How to Train When You Have Zero Motivation
- Emmanuel Manolakakis

- May 18
- 3 min read
Let me tell you something I've learned after decades on the mat.
Motivation is a guest. It arrives unannounced, stays for a while, and leaves without saying goodbye. If you're waiting for it to show up before you train, you'll be waiting a long time. The warriors I've trained with — the ones who've truly transformed — they stopped waiting. They understood something quiet and important: the training is not something you feel like doing. It's something you are.
That's the shift everything else depends on.
Know what you're fighting for.
Not in the abstract. Not "I want to be healthier" or "I want to get better." Those are wishes. I'm asking what moves you at the bone level. What are you building with every repetition, every breath, every session where you showed up exhausted but showed up anyway?
For me, it's always been about becoming a man worth being. About having something real to pass on — to my students, to my children, to anyone who steps onto the mat and puts their trust in me. When I know that, deeply, the question of whether I feel like training almost becomes irrelevant.
If your reason is shallow, your discipline will be shallow too. Find the deeper one.

Your morning is sacred. Protect it.
Before the world gets loud, there is a window. Most people hand it straight over — to notifications, to other people's emergencies, to the noise.
Don't.
Ease in. Read something real. Sit with your thoughts. Move your body before you look at a screen. This isn't mysticism — it's strategy. You're building a reservoir of stillness that you'll draw from when the day gets heavy and the lazy voice in your head starts negotiating.
If you start the day scattered, you'll finish it scattered. If you start it intentional, you carry that with you.

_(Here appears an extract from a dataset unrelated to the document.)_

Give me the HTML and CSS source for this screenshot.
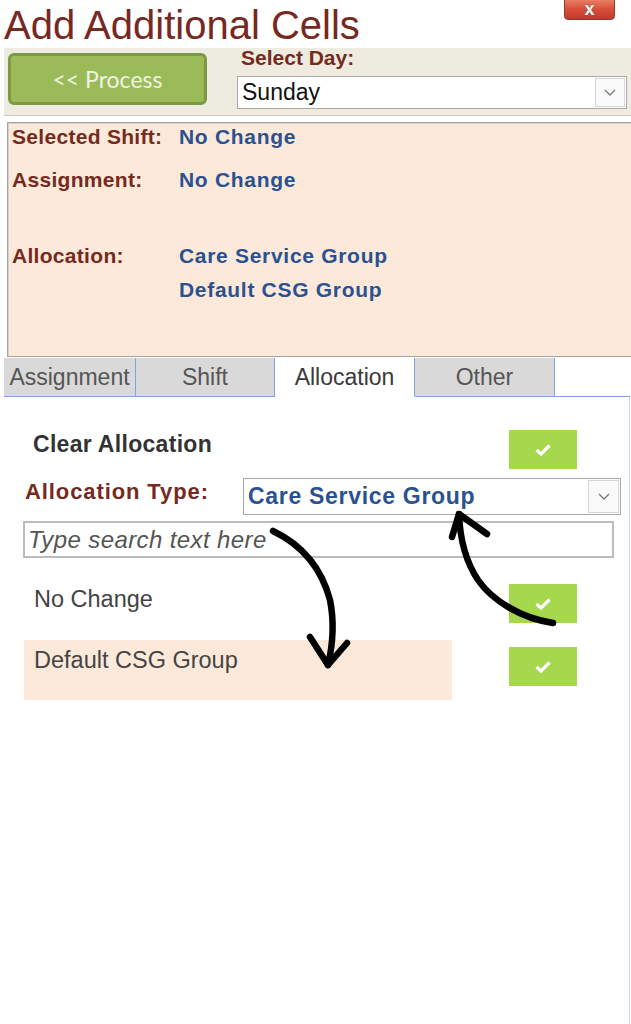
FILE: index.html
```html
<!DOCTYPE html>
<html lang="en">
  <head>
    <meta charset="utf-8" />
    <title>Add Additional Cells</title>
    <link rel="stylesheet" href="styles.css">
  </head>
  <body>
    <div class="header">
      <h1 class="title">Add Additional Cells</h1>
      <button class="close-btn">x</button>
    </div>

    <div class="toolbar">
      <button class="process-btn">&lt;&lt; Process</button>
      <div class="day-picker">
        <div class="field-label">Select Day:</div>
        <div class="select day-select">
          <span class="select-text">Sunday</span>
          <span class="select-arrow">
            <svg width="12" height="7" viewBox="0 0 12 7"><path d="M1 1 L6 6 L11 1" fill="none" stroke="#777" stroke-width="1.3"/></svg>
          </span>
        </div>
      </div>
    </div>

    <div class="summary">
      <div class="sum-row">
        <div class="sum-label">Selected Shift:</div>
        <div class="sum-values"><div>No Change</div></div>
      </div>
      <div class="sum-row">
        <div class="sum-label">Assignment:</div>
        <div class="sum-values"><div>No Change</div></div>
      </div>
      <div class="sum-row sum-row-spaced">
        <div class="sum-label">Allocation:</div>
        <div class="sum-values">
          <div>Care Service Group</div>
          <div>Default CSG Group</div>
        </div>
      </div>
    </div>

    <div class="tabs">
      <div class="tab">Assignment</div>
      <div class="tab">Shift</div>
      <div class="tab active">Allocation</div>
      <div class="tab">Other</div>
      <div class="tab-fill"></div>
    </div>

    <div class="tab-body">
      <div class="opt-row clear-row">
        <div class="opt-heading">Clear Allocation</div>
        <button class="check-btn"><svg width="18" height="14" viewBox="0 0 18 14"><path d="M2.5 7 L7 11 L15.5 2.5" fill="none" stroke="#fff" stroke-width="3.2"/></svg></button>
      </div>

      <div class="type-row">
        <div class="type-label">Allocation Type:</div>
        <div class="select type-select">
          <span class="select-text">Care Service Group</span>
          <span class="select-arrow">
            <svg width="12" height="7" viewBox="0 0 12 7"><path d="M1 1 L6 6 L11 1" fill="none" stroke="#777" stroke-width="1.3"/></svg>
          </span>
        </div>
      </div>

      <div class="search-box">Type search text here</div>

      <div class="opt-row item-row">
        <div class="item-text">No Change</div>
        <button class="check-btn"><svg width="18" height="14" viewBox="0 0 18 14"><path d="M2.5 7 L7 11 L15.5 2.5" fill="none" stroke="#fff" stroke-width="3.2"/></svg></button>
      </div>

      <div class="opt-row item-row selected-row">
        <div class="item-text item-selected">Default CSG Group</div>
        <button class="check-btn"><svg width="18" height="14" viewBox="0 0 18 14"><path d="M2.5 7 L7 11 L15.5 2.5" fill="none" stroke="#fff" stroke-width="3.2"/></svg></button>
      </div>
    </div>

    <!-- hand drawn annotation arrows -->
    <svg class="annotations" width="631" height="1024" viewBox="0 0 631 1024">
      <g fill="none" stroke="#000" stroke-linecap="round" stroke-linejoin="round">
        <path d="M273 531 C 300 544, 321 566, 330 600 C 335 625, 332 648, 328 665" stroke-width="6.5"/>
        <path d="M310 637 L 328 665 L 347 643" stroke-width="6.5"/>
        <path d="M553 623 C 520 618, 492 600, 478 580 C 466 562, 460 540, 459 514" stroke-width="6.5"/>
        <path d="M452 537 L 459 514 L 487 534" stroke-width="6.5"/>
      </g>
    </svg>
  </body>
</html>
```

FILE: styles.css
```css
html {
  --maroon: #752a1e;
  --blue: #2a5190;
  --peach: #fde9da;
  --tab-line: #7fa6dc;
  --check: #a5d84c;
}
body {
  margin: 0;
  width: 631px;
  height: 1024px;
  position: relative;
  overflow: hidden;
  background: #fff;
  font-family: "Liberation Sans", Arial, sans-serif;
}

/* header */
.header {
  display: flex;
  align-items: flex-start;
  height: 48px;
}
.title {
  margin: 0 0 0 4px;
  padding-top: 2px;
  font-size: 40px;
  line-height: 46px;
  font-weight: normal;
  color: #77281f;
}
.close-btn {
  margin-left: auto;
  margin-right: 16px;
  margin-top: -4px;
  width: 51px;
  height: 24px;
  padding: 2px 0 0;
  border: 1px solid #8e3b30;
  border-radius: 4px;
  background: linear-gradient(#ee8b75, #d9503a 55%, #c0392b);
  color: #f4eeee;
  font: bold 18px/16px "Liberation Sans", Arial, sans-serif;
  text-shadow: 0 0 2px #666;
}

/* toolbar band */
.toolbar {
  display: flex;
  margin-left: 4px;
  height: 67px;
  background: #eeece1;
  border-bottom: 1px solid #c9c7bf;
}
.process-btn {
  margin: 5px 0 0 4px;
  width: 199px;
  height: 52px;
  border: 3px solid #7c9a41;
  border-radius: 6px;
  background: #9bbb59;
  color: #eef4e2;
  font: 23px "Lato", sans-serif;
}
.day-picker {
  margin-left: 30px;
}
.field-label {
  font-weight: bold;
  font-size: 21px;
  line-height: 20px;
  color: var(--maroon);
  padding-left: 4px;
}
.select {
  display: flex;
  align-items: center;
  background: #fff;
  border: 1px solid #a9a9a9;
  box-sizing: border-box;
}
.select-text {
  flex: 1;
  padding-left: 4px;
}
.select-arrow {
  display: flex;
  align-items: center;
  justify-content: center;
  width: 28px;
  align-self: stretch;
  margin: 1px;
  border: 1px solid #d6d6d6;
  background: #fafafa;
}
.day-select {
  margin-top: 8px;
  width: 390px;
  height: 33px;
  font-size: 23px;
  color: #111;
}

/* summary panel */
.summary {
  margin: 6px 0 0 7px;
  height: 235px;
  box-sizing: border-box;
  padding: 2px 0 0 4px;
  background: var(--peach);
  border: 1px solid #a3a3a3;
  border-right: none;
  box-shadow: inset 1px 1px 0 #d8d0c8;
}
.sum-row {
  display: flex;
  font-size: 21px;
  line-height: 24px;
  font-weight: bold;
}
.sum-row + .sum-row {
  margin-top: 19px;
}
.sum-row + .sum-row-spaced {
  margin-top: 52px;
}
.sum-label {
  width: 167px;
  color: var(--maroon);
  letter-spacing: 0.3px;
}
.sum-values {
  display: flex;
  flex-direction: column;
  gap: 10px;
  color: var(--blue);
  letter-spacing: 0.7px;
}

/* tabs */
.tabs {
  display: flex;
  margin-top: 1px;
  padding-left: 4px;
  width: 630px;
  box-sizing: border-box;
}
.tab {
  height: 38px;
  text-align: center;
  font-size: 23px;
  line-height: 38px;
  color: #555;
  background: #d9d9d9;
  border-right: 1px solid var(--tab-line);
  border-bottom: 1px solid var(--tab-line);
  white-space: nowrap;
}
.tab:nth-child(1) { width: 131px; }
.tab:nth-child(2) { width: 138px; }
.tab:nth-child(3) { width: 139px; }
.tab:nth-child(4) { width: 139px; }
.tab.active {
  background: #fff;
  color: #3a3a3a;
  border-bottom-color: #fff;
}
.tab-fill {
  flex: 1;
  border-bottom: 1px solid var(--tab-line);
}

/* allocation tab body */
.tab-body {
  width: 630px;
  height: 627px;
  box-sizing: border-box;
  border-right: 1px solid #c6d8ef;
  padding-top: 33px;
}
.opt-row {
  display: flex;
  align-items: flex-start;
  justify-content: space-between;
  padding-right: 52px;
}
.check-btn {
  width: 68px;
  height: 39px;
  padding: 0;
  border: none;
  background: var(--check);
  display: flex;
  align-items: center;
  justify-content: center;
}
.opt-heading {
  margin: 2px 0 0 33px;
  font-size: 23px;
  line-height: 24px;
  font-weight: bold;
  color: #333;
  letter-spacing: 0.3px;
}
.type-row {
  display: flex;
  margin-top: 9px;
  padding-left: 25px;
}
.type-label {
  width: 218px;
  margin-top: 2px;
  font-size: 22px;
  line-height: 24px;
  font-weight: bold;
  color: var(--maroon);
  letter-spacing: 0.9px;
}
.type-select {
  width: 378px;
  height: 37px;
  font-size: 23px;
  font-weight: bold;
  color: var(--blue);
  letter-spacing: 0.7px;
}
.type-select .select-arrow {
  width: 29px;
}
.search-box {
  margin: 6px 0 0 23px;
  width: 591px;
  height: 37px;
  box-sizing: border-box;
  border: 2px solid #bcbcbc;
  padding-left: 3px;
  font-size: 24px;
  line-height: 33px;
  font-style: italic;
  color: #555;
  letter-spacing: 0.4px;
}
.item-row {
  margin-top: 26px;
}
.item-text {
  margin: 3px 0 0 34px;
  font-size: 23.5px;
  line-height: 24px;
  color: #444;
}
.selected-row {
  margin-top: 17px;
  padding-left: 24px;
}
.selected-row .check-btn {
  margin-top: 7px;
}
.item-selected {
  margin: 0;
  width: 428px;
  height: 60px;
  box-sizing: border-box;
  padding: 8px 0 0 10px;
  background: var(--peach);
}

.annotations {
  position: absolute;
  left: 0;
  top: 0;
  pointer-events: none;
}
```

Learn to move through the feeling, not wait for it to pass.
This is one of the most important lessons Systema ever taught me. The body can do what the mind is afraid of. The mind is not always telling the truth.
When you feel tired, unmotivated, stiff — that's not necessarily reality. That's a story. And stories can be gently set aside.
Not through force. Not through the white-knuckled "just push through it" mentality that burns people out. But through a kind of calm indifference — I see you, thought. Now I'm going to train anyway.
Do the drill. Do it slowly if you have to. But do it.
Take care of the vessel.
Here's the paradox: I'm asking you to not listen to your body's excuses, while also asking you to listen to your body's needs. Sleep. Real food. Movement. Recovery. These aren't luxuries. They are the foundation.
You cannot build discipline on a broken foundation. If you're chronically exhausted or eating poorly, what feels like a motivation problem is actually a biology problem. Fix the biology, and the path forward becomes clearer.
Respect the instrument. It's the only one you have.
Quiet the noise.
You cannot cultivate a focused mind while feeding it constant distraction. If your attention has been fragmented all day by scrolling and notifications, don't be surprised when you can't find the will to train. You've been practicing not focusing.
The phone goes away when you train. That's not negotiable. And if you're honest with yourself, you know the apps that are costing you more than they're giving. The quieter your life, the louder your purpose becomes.
The truth is, hard training isn't hard because of the physical demand. It's hard because it asks you to show up as you are — tired, doubting, imperfect — and do the work anyway.
That's not a problem to solve. That's the practice.
No tricks. No hacks. Just you, the mat, and the choice you make today.